For the underlying mechanics of FetchXML link performance, reverse lookups, and IN/EXISTS link types, see Deep dive: Linked entities in FetchXML. This page focuses on how those mechanics manifest in Field Service-style data models and what to do about them.

The booking-centric model

In a Field Service mobile app, the technician's "job" is the anchor for everything else they need on the device. In Microsoft's Field Service data model, the job is a bookableresourcebooking (a booking) — an assignment that connects a work order with the person responsible for executing it. Other implementations use a service appointment, a visit, or a custom entity, but the structural role is the same.

Starting from the booking, the technician needs the related data:

  • The work order itself (msdyn_workorder), together with its tasks (msdyn_workordertask), services, and products
  • The incidents on each work order (msdyn_workorderincident)
  • The service account for each work order, and through it the account's contacts
  • The customer assets (msdyn_customerasset) associated with those accounts or incidents

The data on the device is therefore small (a few hundred bookings per technician, a few hundred work orders, a few hundred accounts) — but every entity above sits in a server table that is typically large to very large. The technician's slice is a tiny, dynamic projection of a huge data set.

This contrast is one of the core sync challenges for Field Service models.

Sync filter design for this shape

Each entity in the chain needs a sync filter that selects only the records related to the technician's bookings. The natural way to write each filter is to chain through the booking relationship.

For example:

  • Bookings — bookings assigned to me within the relevant period
  • Work orders — work orders that have a booking assigned to me
  • Work order tasks — tasks that belong to work orders that have a booking assigned to me
  • Service accounts — accounts used as the service account on a work order that has a booking assigned to me
  • Customer assets — assets belonging to an account used as the service account on a work order that has a booking assigned to me

Each filter goes one or more links deeper than the one above it. The asset filter has three chained links; the account filter has two; even the work order filter has one reverse link. Every link is a join in the underlying SQL query, and most of the links here are reverse links (the lookup points from the child to the parent, so the sync traverses the relationship backwards).

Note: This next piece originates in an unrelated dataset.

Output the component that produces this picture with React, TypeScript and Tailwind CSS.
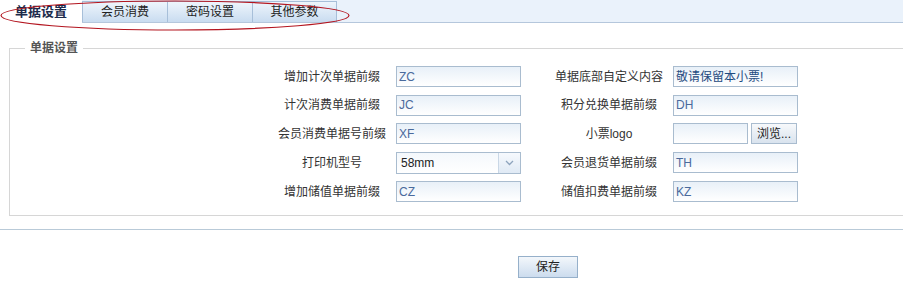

For an example of how this looks as FetchXML, here is the filter for a chain of three reverse links:

<!-- Customer assets belonging to accounts that have work orders booked to me in the last 30 days -->
<fetch>
  <entity name="msdyn_customerasset">
    <link-entity name="account" from="accountid" to="msdyn_account">
      <link-entity name="msdyn_workorder" from="msdyn_serviceaccount" to="accountid">
        <link-entity name="bookableresourcebooking" from="msdyn_workorder" to="msdyn_workorderid">
          <filter>
            <condition attribute="starttime" operator="on-or-after" value="@@TODAY-30" />
          </filter>
          <link-entity name="bookableresource" from="bookableresourceid" to="resource">
            <condition attribute="userid" operator="eq-userid" />
          </link-entity>
        </link-entity>
      </link-entity>
    </link-entity>
  </entity>
</fetch>

These filters produce very selective queries — they return a rather small result for each technician — but they are also dynamic (the booking set changes day by day) and expensive to evaluate on the server, because each linked entity adds a join, security checks, and (for reverse links) potential row duplication.

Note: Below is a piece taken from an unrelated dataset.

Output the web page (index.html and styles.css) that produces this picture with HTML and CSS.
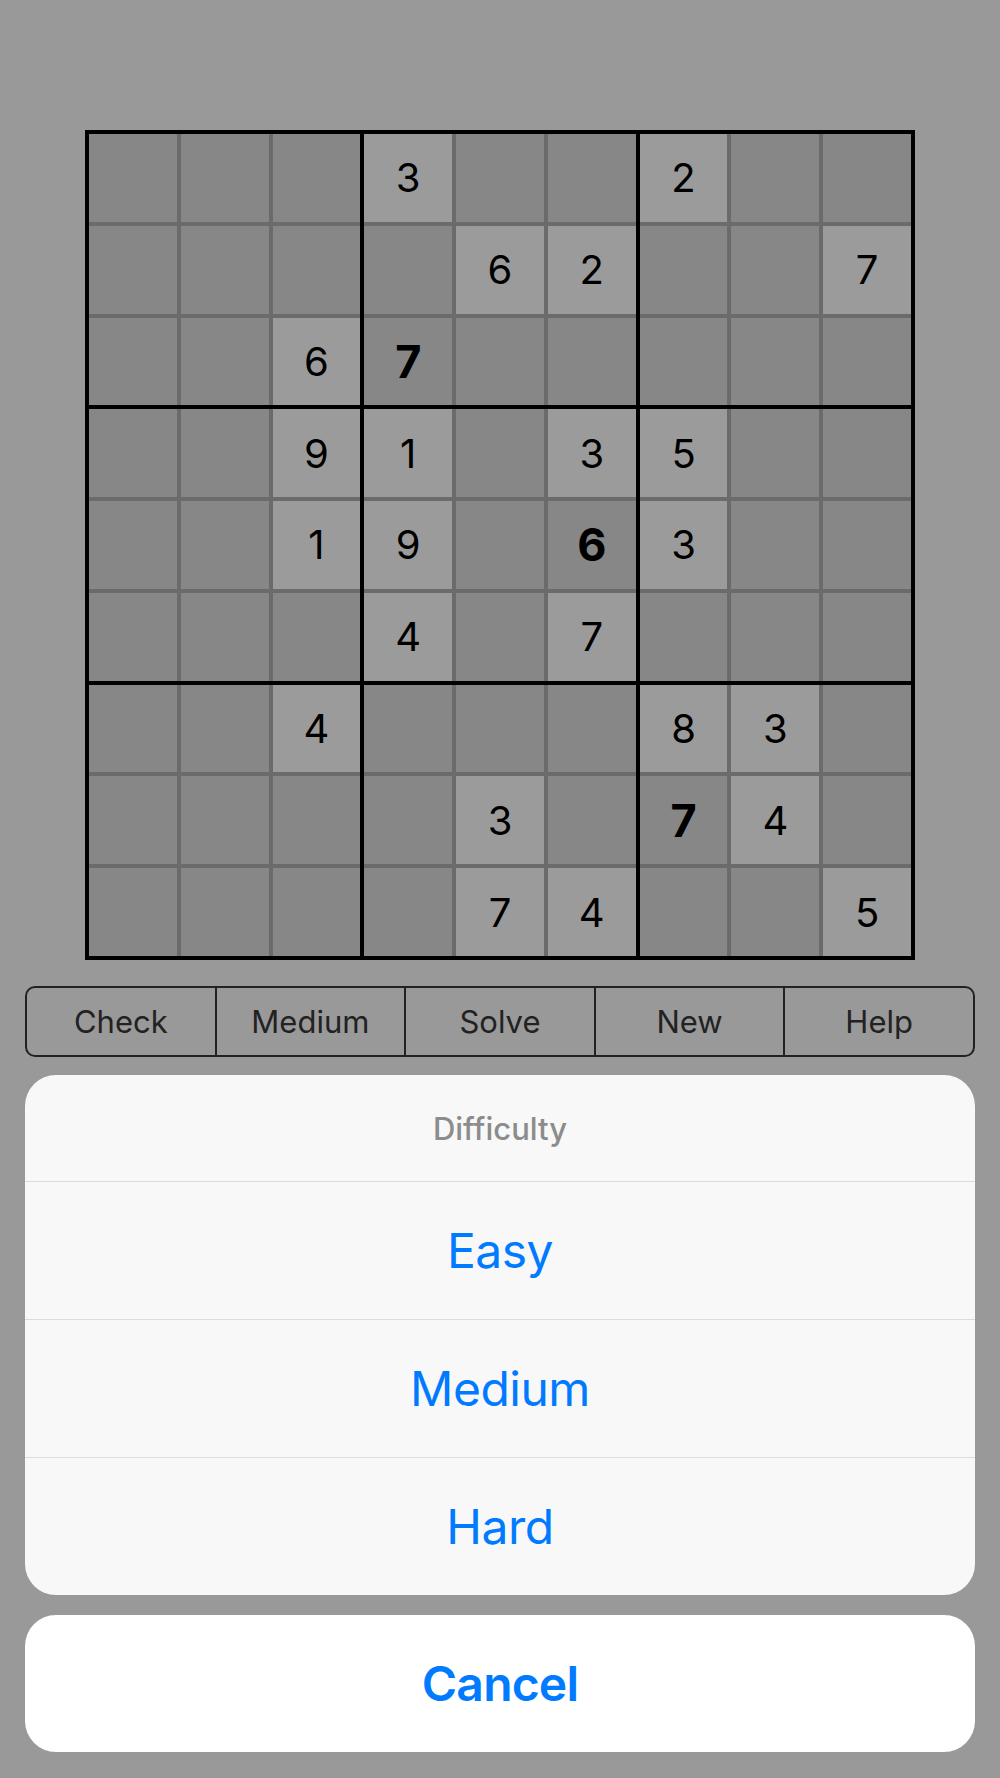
FILE: index.html
```html
<!DOCTYPE html>
<html>
    <head>
        <title>Sudoku</title>
        <meta charset="UTF-8">
        <link rel="stylesheet" href="styles.css">
    </head>
    <body>
        <div id="game">
            <div class="board">
                <div class="box">
                    <div class="cell"></div><div class="cell"></div><div class="cell"></div>
                    <div class="cell"></div><div class="cell"></div><div class="cell"></div>
                    <div class="cell"></div><div class="cell"></div><div class="cell given">6</div>
                </div>
                <div class="box">
                    <div class="cell given">3</div><div class="cell"></div><div class="cell"></div>
                    <div class="cell"></div><div class="cell given">6</div><div class="cell given">2</div>
                    <div class="cell user">7</div><div class="cell"></div><div class="cell"></div>
                </div>
                <div class="box">
                    <div class="cell given">2</div><div class="cell"></div><div class="cell"></div>
                    <div class="cell"></div><div class="cell"></div><div class="cell given">7</div>
                    <div class="cell"></div><div class="cell"></div><div class="cell"></div>
                </div>
                <div class="box">
                    <div class="cell"></div><div class="cell"></div><div class="cell given">9</div>
                    <div class="cell"></div><div class="cell"></div><div class="cell given">1</div>
                    <div class="cell"></div><div class="cell"></div><div class="cell"></div>
                </div>
                <div class="box">
                    <div class="cell given">1</div><div class="cell"></div><div class="cell given">3</div>
                    <div class="cell given">9</div><div class="cell"></div><div class="cell user">6</div>
                    <div class="cell given">4</div><div class="cell"></div><div class="cell given">7</div>
                </div>
                <div class="box">
                    <div class="cell given">5</div><div class="cell"></div><div class="cell"></div>
                    <div class="cell given">3</div><div class="cell"></div><div class="cell"></div>
                    <div class="cell"></div><div class="cell"></div><div class="cell"></div>
                </div>
                <div class="box">
                    <div class="cell"></div><div class="cell"></div><div class="cell given">4</div>
                    <div class="cell"></div><div class="cell"></div><div class="cell"></div>
                    <div class="cell"></div><div class="cell"></div><div class="cell"></div>
                </div>
                <div class="box">
                    <div class="cell"></div><div class="cell"></div><div class="cell"></div>
                    <div class="cell"></div><div class="cell given">3</div><div class="cell"></div>
                    <div class="cell"></div><div class="cell given">7</div><div class="cell given">4</div>
                </div>
                <div class="box">
                    <div class="cell given">8</div><div class="cell given">3</div><div class="cell"></div>
                    <div class="cell user">7</div><div class="cell given">4</div><div class="cell"></div>
                    <div class="cell"></div><div class="cell"></div><div class="cell given">5</div>
                </div>
            </div>

            <div class="segments">
                <span>Check</span>
                <span>Medium</span>
                <span>Solve</span>
                <span>New</span>
                <span>Help</span>
            </div>
        </div>

        <!-- 难度选择 -->
        <div class="sheet">
            <div class="sheet-title">Difficulty</div>
            <div class="sheet-item">Easy</div>
            <div class="sheet-item">Medium</div>
            <div class="sheet-item">Hard</div>
        </div>
        <div class="cancel">Cancel</div>
    </body>
</html>
```

FILE: styles.css
```css
* {
    margin: 0;
    padding: 0;
    box-sizing: border-box;
}

body {
    height: 1778px;
    overflow: hidden;
    background-color: #999;
    font-family: Inter, "Liberation Sans", sans-serif;
}

#game {
    padding-top: 130px;
}

.board {
    width: 830px;
    height: 830px;
    margin: 0 auto;
    border: 4px solid #000;
    background-color: #000;
    display: grid;
    grid-template-columns: repeat(3, 1fr);
    grid-template-rows: repeat(3, 1fr);
    gap: 4px;
}

.board .box {
    display: grid;
    grid-template-columns: repeat(3, 1fr);
    grid-template-rows: repeat(3, 1fr);
    gap: 4px;
    background-color: #6b6b6b;
}

.board .cell {
    display: flex;
    align-items: center;
    justify-content: center;
    background-color: #878787;
    color: #000;
    font-size: 40px;
}

.board .given {
    background-color: #9b9b9b;
}

.board .user {
    font-size: 45px;
    font-weight: 700;
}

.segments {
    display: flex;
    height: 71px;
    margin: 26px 25px 0;
    border: 2px solid #222;
    border-radius: 10px;
}

.segments span {
    flex: 1;
    display: flex;
    align-items: center;
    justify-content: center;
    border-left: 2px solid #222;
    color: #222;
    font-size: 31px;
}

.segments span:first-child {
    border-left: none;
}

.sheet {
    margin: 18px 25px 0;
    border-radius: 31px;
    background-color: #f8f8f8;
    overflow: hidden;
}

.sheet-title {
    height: 106px;
    display: flex;
    align-items: center;
    justify-content: center;
    color: #8c8c8c;
    font-size: 31px;
    font-weight: 500;
}

.sheet-item {
    height: 138px;
    display: flex;
    align-items: center;
    justify-content: center;
    border-top: 1px solid #dcdcdc;
    color: #007aff;
    font-size: 48px;
    letter-spacing: -0.5px;
}

.cancel {
    height: 137px;
    margin: 20px 25px 0;
    border-radius: 31px;
    background-color: #fff;
    display: flex;
    align-items: center;
    justify-content: center;
    color: #007aff;
    font-size: 48px;
    font-weight: 600;
    letter-spacing: -0.8px;
}
```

Why these queries are expensive

The cost of a Field Service sync filter compounds across the chain:

  • Each link adds a join. Even when the result set is small, the server has to traverse the relationship between large tables to determine which rows match.
  • Reverse links cause branching. For example, when filtering accounts by their related work orders, the server has to consider every work order linked to each account before determining whether the account qualifies. This is the most expensive class of join in FetchXML. See cost of reverse lookups.
  • Security checks run on every linked entity. Not just the base entity. For an asset filter that links through account, work order, and booking, the server runs security checks on four tables, not one. See hidden costs of the security model.

The end result is filters that are correct in business logic but slow — sometimes slow enough to time out the server.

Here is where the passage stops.